- Court: 9th Circuit Court of Appeals Archives
- Area(s) of Law: Habeas Corpus
- Date Filed: 03-04-2016
- Case #: 09-99019
- Judge(s)/Court Below: Circuit Judge N.R. Smith for the Court; Circuit Judges Wardlaw and Be a; Concurrence by Judge Be a; Partial Concurrence and Partial Dissent by Judge Wardlaw
- Full Text Opinion
In 1991, Charles Hedlund was convicted of one count of first degree murder for the killing of Jim McClain, and second degree murder of Christene Mertens, for which he was sentenced to death.

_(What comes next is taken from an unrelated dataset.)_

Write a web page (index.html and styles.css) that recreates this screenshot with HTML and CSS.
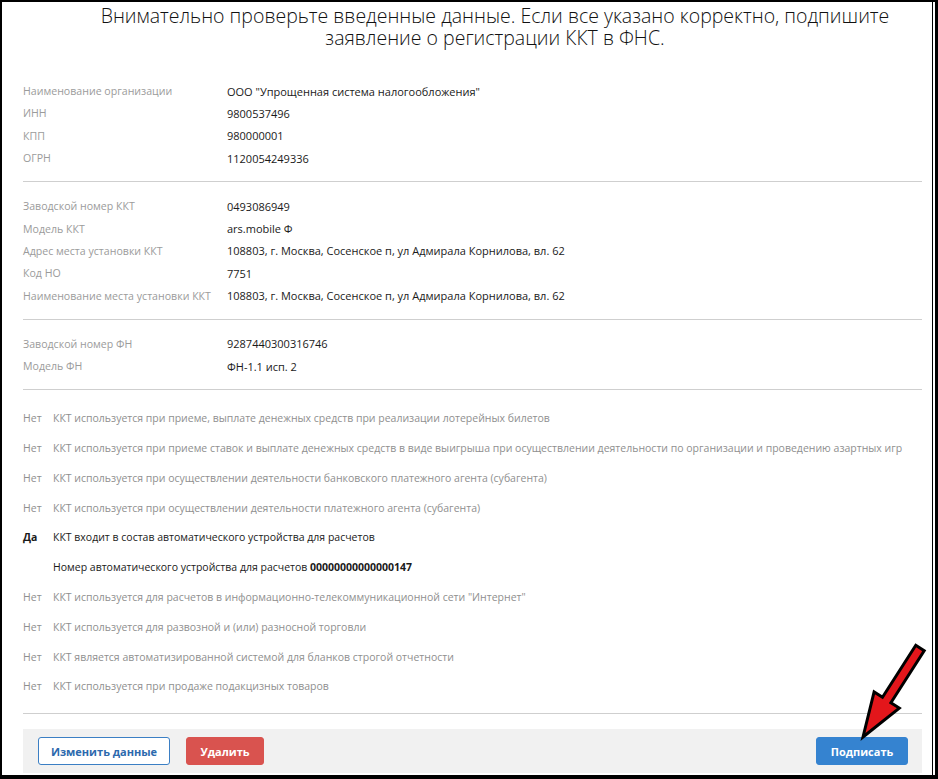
FILE: index.html
```html
<!DOCTYPE html>
<html lang="ru">
<head>
<meta charset="utf-8">
<title>Регистрация ККТ</title>
<link rel="stylesheet" href="styles.css">
</head>
<body>
<div class="frame">
  <div class="page">
    <h1 class="title">Внимательно проверьте введенные данные. Если все указано корректно, подпишите заявление о регистрации ККТ в ФНС.</h1>

    <div class="section first">
      <div class="grid">
        <div class="label">Наименование организации</div><div class="value">ООО "Упрощенная система налогообложения"</div>
        <div class="label">ИНН</div><div class="value">9800537496</div>
        <div class="label">КПП</div><div class="value">980000001</div>
        <div class="label">ОГРН</div><div class="value">1120054249336</div>
      </div>
    </div>

    <div class="section">
      <div class="grid">
        <div class="label">Заводской номер ККТ</div><div class="value">0493086949</div>
        <div class="label">Модель ККТ</div><div class="value">ars.mobile Ф</div>
        <div class="label">Адрес места установки ККТ</div><div class="value">108803, г. Москва, Сосенское п, ул Адмирала Корнилова, вл. 62</div>
        <div class="label">Код НО</div><div class="value">7751</div>
        <div class="label">Наименование места установки ККТ</div><div class="value">108803, г. Москва, Сосенское п, ул Адмирала Корнилова, вл. 62</div>
      </div>
    </div>

    <div class="section">
      <div class="grid">
        <div class="label">Заводской номер ФН</div><div class="value">9287440300316746</div>
        <div class="label">Модель ФН</div><div class="value">ФН-1.1 исп. 2</div>
      </div>
    </div>

    <div class="section flags">
      <div class="flag"><span class="ans">Нет</span><span class="txt">ККТ используется при приеме, выплате денежных средств при реализации лотерейных билетов</span></div>
      <div class="flag"><span class="ans">Нет</span><span class="txt">ККТ используется при приеме ставок и выплате денежных средств в виде выигрыша при осуществлении деятельности по организации и проведению азартных игр</span></div>
      <div class="flag"><span class="ans">Нет</span><span class="txt">ККТ используется при осуществлении деятельности банковского платежного агента (субагента)</span></div>
      <div class="flag"><span class="ans">Нет</span><span class="txt">ККТ используется при осуществлении деятельности платежного агента (субагента)</span></div>
      <div class="flag yes"><span class="ans">Да</span><span class="txt">ККТ входит в состав автоматического устройства для расчетов</span></div>
      <div class="flag yes"><span class="ans"></span><span class="txt">Номер автоматического устройства для расчетов <b>00000000000000147</b></span></div>
      <div class="flag"><span class="ans">Нет</span><span class="txt">ККТ используется для расчетов в информационно-телекоммуникационной сети "Интернет"</span></div>
      <div class="flag"><span class="ans">Нет</span><span class="txt">ККТ используется для развозной и (или) разносной торговли</span></div>
      <div class="flag"><span class="ans">Нет</span><span class="txt">ККТ является автоматизированной системой для бланков строгой отчетности</span></div>
      <div class="flag"><span class="ans">Нет</span><span class="txt">ККТ используется при продаже подакцизных товаров</span></div>
    </div>

    <div class="footer">
      <div class="left-btns">
        <button class="btn btn-outline">Изменить данные</button>
        <button class="btn btn-danger">Удалить</button>
      </div>
      <button class="btn btn-primary">Подписать</button>
    </div>
  </div>

  <svg class="arrow" width="938" height="779" viewBox="0 0 938 779" xmlns="http://www.w3.org/2000/svg">
    <polygon points="924.2,650.7 890.9,702.7 899.3,708.1 863,737 874.1,691.9 882.5,697.3 915.8,645.3" fill="#e3161b" stroke="#000" stroke-width="3" stroke-linejoin="miter"/>
  </svg>
</div>
</body>
</html>
```

FILE: styles.css
```css
* { box-sizing: border-box; }

html, body {
  margin: 0;
  padding: 0;
  background: #fff;
}

body {
  font-family: "Open Sans", "Noto Sans", sans-serif;
  color: #1a1a1a;
}

.frame {
  position: relative;
  width: 938px;
  height: 779px;
  border-left: 2px solid #000;
  border-top: 2px solid #000;
  border-bottom: 4px solid #000;
  border-right: 3px solid #000;
  background: #fff;
  overflow: hidden;
}

.page {
  height: 100%;
  margin-right: 2px;
  border-right: 1px solid #000;
  padding: 0 10px 0 21px;
  display: flex;
  flex-direction: column;
}

.title {
  margin: 3px 0 0 0;
  padding-left: 45px;
  font-weight: 300;
  font-size: 19.5px;
  line-height: 22px;
  text-align: center;
  color: #111;
}

.section {
  padding: 13px 0 12px 0;
  border-bottom: 1px solid #cfcfcf;
}

.section.first {
  margin-top: 31px;
  padding-top: 0;
}

.grid {
  display: grid;
  grid-template-columns: 204px 1fr;
  grid-auto-rows: 22.3px;
  align-items: center;
}

.label {
  color: #9b9b9b;
  font-size: 10.6px;
  white-space: nowrap;
}

.value {
  color: #1a1a1a;
  font-size: 11px;
  white-space: nowrap;
}

.flags {
  padding-bottom: 12px;
}

.flag {
  display: flex;
  align-items: center;
  height: 29.8px;
  font-size: 10.5px;
  color: #8f8f8f;
  white-space: nowrap;
}

.flag .ans {
  width: 30px;
  flex: none;
}

.flag.yes {
  color: #1a1a1a;
}

.flag.yes .ans {
  font-weight: 700;
}

.flag b {
  font-weight: 700;
}

.footer {
  margin-top: 15px;
  height: 44px;
  background: #f1f1f1;
  display: flex;
  align-items: center;
  justify-content: space-between;
  padding: 0 14px 0 15px;
}

.left-btns {
  display: flex;
  gap: 16px;
}

.btn {
  height: 28px;
  border-radius: 3px;
  font-family: "Open Sans", "Noto Sans", sans-serif;
  font-weight: 700;
  font-size: 11px;
  cursor: pointer;
  border: 1px solid transparent;
  padding: 0;
}

.btn-outline {
  width: 132px;
  background: #fff;
  border-color: #3b7fc4;
  color: #2c69ad;
}

.btn-danger {
  width: 78px;
  background: #d9534f;
  border-color: #d9534f;
  color: #fff;
}

.btn-primary {
  width: 92px;
  background: #3583d0;
  border-color: #3583d0;
  color: #fff;
}

.arrow {
  position: absolute;
  left: -2px;
  top: -2px;
  pointer-events: none;
}
```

On direct appeal, the Arizona Supreme Court affirmed the conviction and sentence, and considered five claims: (1) whether Hedlund was deprived of his right to a fair trial through the use of dual juries; (2) whether the use of a visible leg restraint worn by Hedlund during trial deprived him of his right to a fair trial; (3) whether the refusal to dismiss a juror who was distantly related to one of the victims had denied Hedlund his right to a fair and impartial jury; (4) claims regarding the negotiation of a second plea deal; and (5) aggravating and mitigating factors. Hedlund filed for post-conviction relief, which was denied by the trial court. In August 2003, Hedlund petitioned for a writ of habeas corpus. The Ninth Circuit applied McKinney v. Ryan in analyzing the Arizona Supreme Court’s use of a “casual nexus” test, which forbids the court from giving weight to non-statutory mitigating evidence, unless the evidence was casually connected to the crime. The panel held that the state court’s decision was contrary to clearly established federal law, and decided through the harmless error standard on habeas review that the error had a “substantial and injurious” effect on Hedlund’s sentence and was therefore not harmless. The panel also held that the state court’s decision relating to claim (1) the use of a leg brace; (2) dual juries; (3) juror bias; and (4) counsel’s performance during the plea process and penalty phase, was not contrary to clearly established federal law, or based on unreasonable determined facts. REVERSED in part, AFFIRMED in part, and REMANDED.